Surprisingly, I have not seen any accidents and have seen little evidence of prior accidents. Very few cars have any visible body damage and I’ve only seen two body shops, fewer than one might notice driving through Santa Monica. Lest one conclude the lack of accidents is due to superior attention or skills displayed by Thai drivers, I attach a photo of a van driver texting and watching television as he drives down the expressway. 

Sidewalks present their own set of dangers, the greatest of which is the risk of colliding with a motorcycle driving among the pedestrians to avoid congestion on the street or to go the opposite direction without driving several kilometers to the next U-turn opportunity. Sidewalks aren’t what one might charitably term flat and it’s not unusual to find massive obstructions in the middle of a sidewalk, such as automobile-size concrete bunkers for some utility or another that wasn’t contemplated when a nearby building was erected. 

My only mishap occurred on a sidewalk. Riding in the rain, a careless pedestrian whipped around a sky train staircase that occupied about 80% of the width of the sidewalk just as I was trying to snake past. I wasn’t going very fast and my bike has disc brakes front and rear, so I was able to stop abruptly, but my tires didn’t hold on the wet ceramic tile pavement and I went down. Fortunately, my body cushioned the blow, avoiding any damage to my paint job – but not to my knee. 

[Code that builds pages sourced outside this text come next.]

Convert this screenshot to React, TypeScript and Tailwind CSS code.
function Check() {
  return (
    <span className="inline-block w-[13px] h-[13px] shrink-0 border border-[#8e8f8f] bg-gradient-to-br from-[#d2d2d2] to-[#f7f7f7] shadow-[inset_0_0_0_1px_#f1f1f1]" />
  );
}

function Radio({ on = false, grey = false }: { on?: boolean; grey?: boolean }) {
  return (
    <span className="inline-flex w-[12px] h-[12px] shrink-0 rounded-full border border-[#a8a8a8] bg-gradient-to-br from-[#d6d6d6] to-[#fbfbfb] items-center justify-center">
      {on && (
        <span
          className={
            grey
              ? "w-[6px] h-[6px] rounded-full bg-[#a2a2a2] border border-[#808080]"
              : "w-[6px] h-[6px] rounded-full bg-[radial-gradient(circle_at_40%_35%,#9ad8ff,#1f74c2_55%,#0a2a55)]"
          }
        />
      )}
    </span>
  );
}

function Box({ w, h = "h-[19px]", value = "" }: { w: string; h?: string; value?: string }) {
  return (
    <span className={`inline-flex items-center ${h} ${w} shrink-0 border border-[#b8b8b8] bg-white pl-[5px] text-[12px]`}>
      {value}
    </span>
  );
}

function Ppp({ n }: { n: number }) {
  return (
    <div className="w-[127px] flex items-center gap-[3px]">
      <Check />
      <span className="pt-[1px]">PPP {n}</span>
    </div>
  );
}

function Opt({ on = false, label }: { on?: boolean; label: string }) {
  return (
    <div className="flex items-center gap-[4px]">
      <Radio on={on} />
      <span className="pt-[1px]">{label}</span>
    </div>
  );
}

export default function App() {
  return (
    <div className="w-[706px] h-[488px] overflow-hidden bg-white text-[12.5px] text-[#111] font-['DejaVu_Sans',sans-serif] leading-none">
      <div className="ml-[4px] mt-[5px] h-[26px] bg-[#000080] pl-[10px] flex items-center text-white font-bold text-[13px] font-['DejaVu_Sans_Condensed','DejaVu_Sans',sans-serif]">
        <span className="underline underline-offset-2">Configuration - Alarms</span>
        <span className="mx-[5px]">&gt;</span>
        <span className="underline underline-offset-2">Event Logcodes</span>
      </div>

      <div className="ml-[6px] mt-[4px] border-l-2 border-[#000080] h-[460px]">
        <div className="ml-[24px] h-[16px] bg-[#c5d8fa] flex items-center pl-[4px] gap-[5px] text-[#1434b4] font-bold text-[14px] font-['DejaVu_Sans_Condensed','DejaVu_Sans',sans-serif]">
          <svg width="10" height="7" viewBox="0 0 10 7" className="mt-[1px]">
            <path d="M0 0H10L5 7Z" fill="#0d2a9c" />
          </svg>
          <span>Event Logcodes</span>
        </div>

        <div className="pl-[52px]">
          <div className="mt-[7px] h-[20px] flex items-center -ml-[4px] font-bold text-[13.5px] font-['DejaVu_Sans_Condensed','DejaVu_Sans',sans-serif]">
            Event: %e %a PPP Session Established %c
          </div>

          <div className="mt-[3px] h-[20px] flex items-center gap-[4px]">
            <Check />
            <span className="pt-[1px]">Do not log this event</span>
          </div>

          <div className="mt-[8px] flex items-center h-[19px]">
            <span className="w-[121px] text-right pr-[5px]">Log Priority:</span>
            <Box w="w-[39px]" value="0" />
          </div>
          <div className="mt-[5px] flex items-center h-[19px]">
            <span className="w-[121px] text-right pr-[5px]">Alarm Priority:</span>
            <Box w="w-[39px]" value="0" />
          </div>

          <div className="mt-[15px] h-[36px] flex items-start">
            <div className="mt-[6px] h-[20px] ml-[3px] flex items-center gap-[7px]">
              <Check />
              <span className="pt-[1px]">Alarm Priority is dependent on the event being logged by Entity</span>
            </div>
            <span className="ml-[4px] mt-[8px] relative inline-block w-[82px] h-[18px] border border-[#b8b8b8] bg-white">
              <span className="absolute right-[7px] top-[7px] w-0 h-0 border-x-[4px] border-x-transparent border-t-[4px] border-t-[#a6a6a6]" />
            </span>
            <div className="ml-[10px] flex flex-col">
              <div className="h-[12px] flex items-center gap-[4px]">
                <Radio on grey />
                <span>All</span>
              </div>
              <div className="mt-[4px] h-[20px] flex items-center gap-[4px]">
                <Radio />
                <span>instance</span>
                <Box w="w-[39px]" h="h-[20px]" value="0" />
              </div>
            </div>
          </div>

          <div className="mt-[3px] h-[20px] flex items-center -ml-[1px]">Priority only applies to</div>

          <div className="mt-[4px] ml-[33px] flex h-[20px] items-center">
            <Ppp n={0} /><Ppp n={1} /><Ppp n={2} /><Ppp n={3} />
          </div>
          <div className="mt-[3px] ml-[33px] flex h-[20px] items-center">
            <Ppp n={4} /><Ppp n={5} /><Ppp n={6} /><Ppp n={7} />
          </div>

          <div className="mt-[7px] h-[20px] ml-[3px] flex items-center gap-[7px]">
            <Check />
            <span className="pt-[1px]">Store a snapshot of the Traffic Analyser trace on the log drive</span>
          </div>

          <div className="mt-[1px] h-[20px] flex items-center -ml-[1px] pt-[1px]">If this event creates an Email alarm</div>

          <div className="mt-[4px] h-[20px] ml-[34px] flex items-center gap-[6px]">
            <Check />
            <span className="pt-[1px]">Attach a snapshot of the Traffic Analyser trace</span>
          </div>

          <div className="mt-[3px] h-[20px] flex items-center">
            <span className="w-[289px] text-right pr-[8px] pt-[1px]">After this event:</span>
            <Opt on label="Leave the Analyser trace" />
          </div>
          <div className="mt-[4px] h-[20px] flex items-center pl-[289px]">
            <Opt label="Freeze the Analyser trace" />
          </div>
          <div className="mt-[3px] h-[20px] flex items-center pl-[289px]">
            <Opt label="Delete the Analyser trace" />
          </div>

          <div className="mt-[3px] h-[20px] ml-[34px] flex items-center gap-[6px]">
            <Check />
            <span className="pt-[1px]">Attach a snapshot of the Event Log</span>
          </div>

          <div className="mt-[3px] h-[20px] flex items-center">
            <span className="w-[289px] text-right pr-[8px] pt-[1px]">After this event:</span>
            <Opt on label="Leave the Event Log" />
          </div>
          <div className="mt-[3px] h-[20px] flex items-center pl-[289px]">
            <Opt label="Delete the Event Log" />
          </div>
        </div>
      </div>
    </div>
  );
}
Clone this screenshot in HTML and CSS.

In practice, I alternate between the pavement and sidewalk, choosing whichever route seems best under the circumstances. 

My daily commute typically involves a combination of sky train, bus, van, สองแถว and occasionally motorcycle taxi. (I take different routes coming and going.) The buses are a bit of a crap shot. Some drivers are quite professional, while others jockey the buses about like sixteen-year-olds with potency disruption issues. 

In addition to the driver, buses are staffed by a conductor, who in my experience is invariably a female standing about half a conductor high and two conductors wide. I am convinced most of them have undergone intensive training at Michael Vick’s farm. Thai is a tonal language and it often seems Thais are less expressive than Westerners, but the conductors manage to be abrasive while ending every sentence with ค่ะ. Someday, I expect somebody will make a fortune organizing cage fights between bus conductors. 

Western rules of etiquette require a gentleman to yield his seat to a lady or to somebody who is elderly or handicapped, but the game is played a bit differently in Thailand. Subway trains have signs directing passengers to yield their seats to monks, children, pregnant women and the elderly. Women and the handicapped don’t make the cut and it is not unusual to see a Thai man grab a seat on a crowded bus or train and ignore a woman standing nearby. I’ve also seen bus conductors direct able-bodied men into vacant seats, while ignoring pregnant women standing nearby.


----------



## Guest (Jun 29, 2010)

Nice piece of writing, Gino.

Still, Bangkok traffic rules/general levels of courtesy at the wheel resemble those of a sedate English village when compared to Phnom Penh!


----------



## Mr. Soap (Feb 6, 2010)

gino said:


> My only mishap occurred on a sidewalk. Riding in the rain, a careless pedestrian whipped around a sky train staircase that occupied about 80% of the width of the sidewalk just as I was trying to snake past. I wasn’t going very fast and my bike has disc brakes front and rear, so I was able to stop abruptly, but my tires didn’t hold on the wet ceramic tile pavement and I went down. Fortunately, my body cushioned the blow, avoiding any damage to my paint job – but not to my knee.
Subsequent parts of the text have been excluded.